Sylvia Vandertouw, who was onboard Viking Orion, which set to sail to New Zealand, Adelaide, Tasmania, and Melbourne, suffered a similar fate.

Viking Orion

Ms Vandertouw told us: “Unfortunately because of Viking’s neglect in having the ship’s hull cleaned before we boarded in Auckland, we were denied visiting scheduled stops at the South Island of NZ, Tasmania and Melbourne. Instead we spend 8 full days at sea with NO stops off the ship until we sailed straight for Adelaide where we anchored 14 km out of Australian waters to have the hull clean.

“Two days and a night we were stranded whilst the hull was cleaned by divers, and whilst we all were on board, engine stopped. Many passengers were seasick at this stage.”

The difficulties didn’t stop there, with the ship also skipping Adelaide and Melbourne.

“We were then told we could not get off the ship at Adelaide, only to be told we had to make our way to Melbourne for supplies. We then were again told we could not get off at Melbourne. Now 9 days at sea without getting off the ship. We then went on to Sydney docking on the 5th Jan 2023.”

It’s a truly sorry story – and a reminder that every cruise sets sail to fulfil the dreams of thousands of passengers, from Australia and beyond.

Who is to blame? An overzealous Biosecurity NZ? Cruise lines for failing to maintain their ships?

It’s significant that so many highly responsible lines – from Viking to Regent Seven Seas – have been caught in this surprising trap. Some have even been turned away twice. And these are lines who would know that complying with the regulations is crucial to their businesses.

The New Zealand Cruise Association told us that the Queen Elizabeth incident was nothing new.

A Biosecurity NZ spokesman said: “We know that the Association and vessel operators understand the importance of New Zealand’s strict biosecurity protocols to protect the country’s special marine environments, aquaculture industry and economy and we appreciate that the Association reinforced that view.

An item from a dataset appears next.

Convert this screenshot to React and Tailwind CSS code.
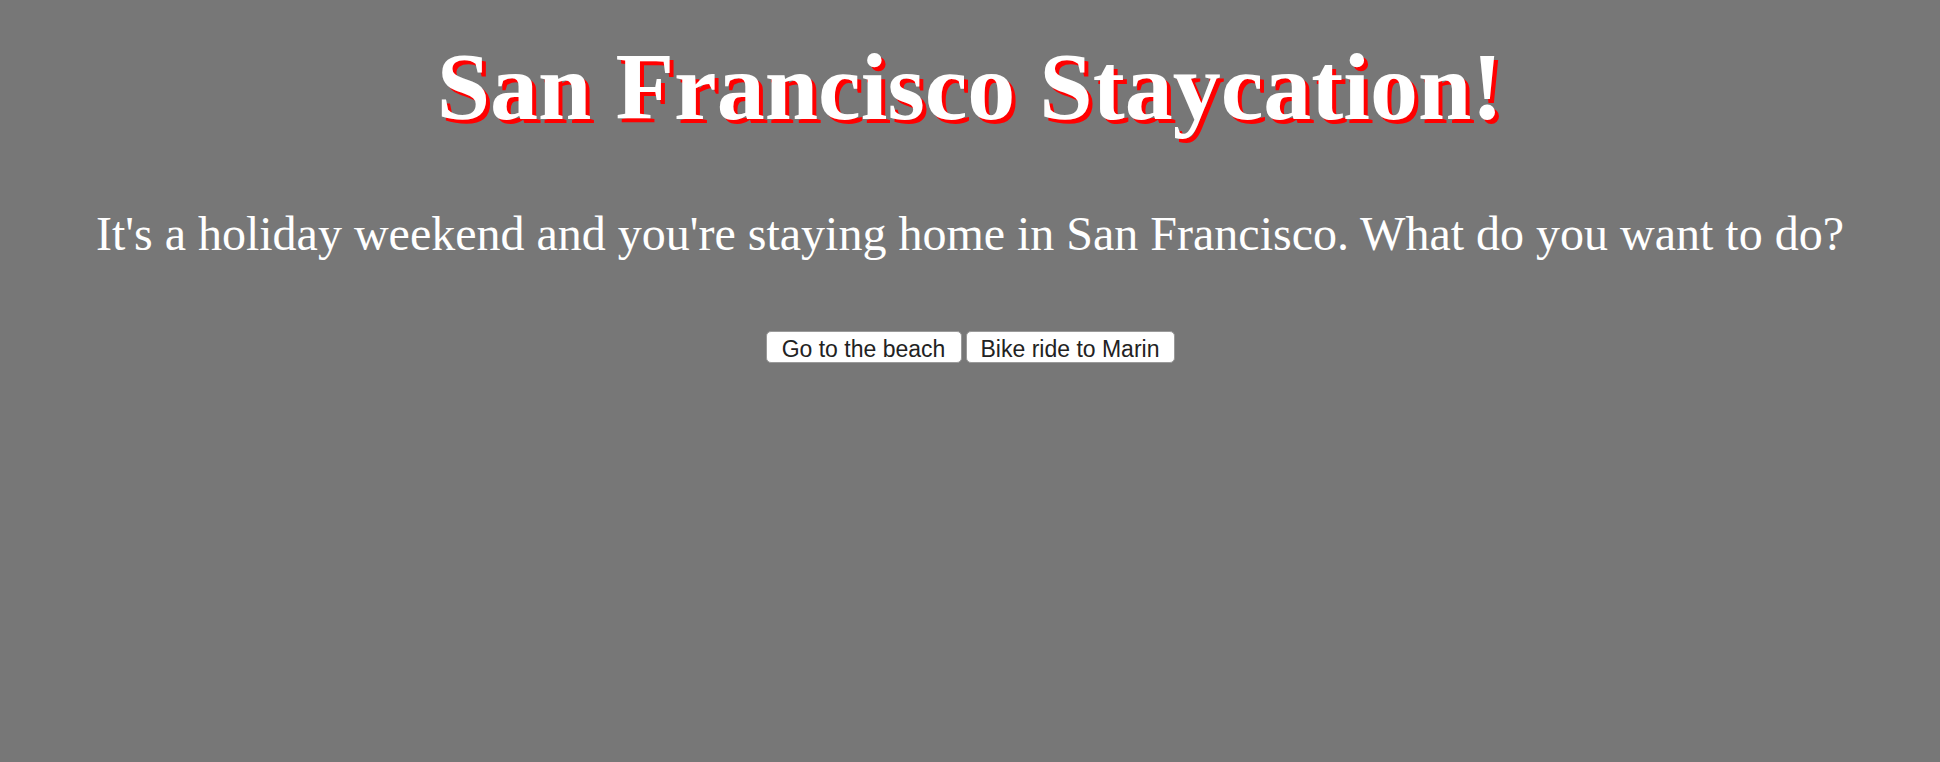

Biosecurity New Zealand undertakes significant stakeholder engagement to help vessel operators comply with biofouling requirements to ensure biofouling on hulls does not bring unwanted organisms into our waters – and we will continue with that education and engagement.

So what are the lines doing?

Cruise lines’ compensation for itinerary changes can be extraordinarily complex, because they are at the mercy of so many factors, from the weather to regulations that may change while the ship is underway.

Most lines have now given guests future cruise credits, on board credits of cash for port calls missed in New Zealand.

But some passengers seem determined to resolve who was to blame here – an over zealous regulator, divers who failed to meet regulator’s standards or lines who didn’t take account of New Zealand’s stance on biosecurity.

Some readers have pointed out that insurance can help.  One Cruise Passenger reader reported she received $150 a port for cancellations under an insurance policy.

A spokesperson from Azamara confirmed the compensation that was offered to guests.

“Azamara follows the International Maritime Organization’s biofouling guidelines and is complying with all biosecurity requirements in New Zealand. The ship has been inspected by New Zealand biosecurity authorities and was granted the appropriate certificates to complete her port calls in New Zealand on a modified itinerary.

“Because Azamara Quest was not able to visit Milford Sound, Akarao, and Bay of Islands as originally scheduled, these ports were replaced with ports such as Timaru. All guests were provided $100 USD of onboard credit, as well as 15% future cruise credit to compensate for the itinerary.”

Regent Seven Seas shared a statement but didn’t specify the compensation offered:  “Due to local regulations to enter New Zealand navigational waters, a cleaning operation of Seven Seas Explorer’s hull is required. The cleaning must be carried out by a company recognised by New Zealand’s Ministry for Primary Industries, none of which have been available at ports the ship has recently visited or will visit before its scheduled entry to New Zealand waters.

Therefore, Regent Seven Seas Cruises’ technical teams are arranging for the cleaning operation to be carried out off the coast of Adelaide, Australia.

Due to the travel time to Adelaide and the time needed to perform the cleaning of the ship’s hull, Seven Seas Explorer will travel directly from Adelaide to Auckland, New Zealand for its next cruise on January 12, 2023, which is unaltered.

All guests on board have been offered compensation, and a number of guests chose to disembark in Adelaide to make their onward travels.”

If you’re sailing on an expedition cruise and your itinerary gets altered, things are a little different but you may still receive compensation according to Jeff Gillies, commercial director of Coral Expeditions.

“Expedition cruise is quite different as we only have ports at embarkation and disembarkation. The rest are more shore excursions and destination stops. Plans can change due to weather and community requests ( tribal issues, ceremony times ) and we normally have back up contingency sites to shift to.

” Flexibility in the published itinerary is part of our marketing. All that said, if we failed with something we had control over such as meeting an environmental compliance, we would hold ourselves responsible and would look to compensate guests.”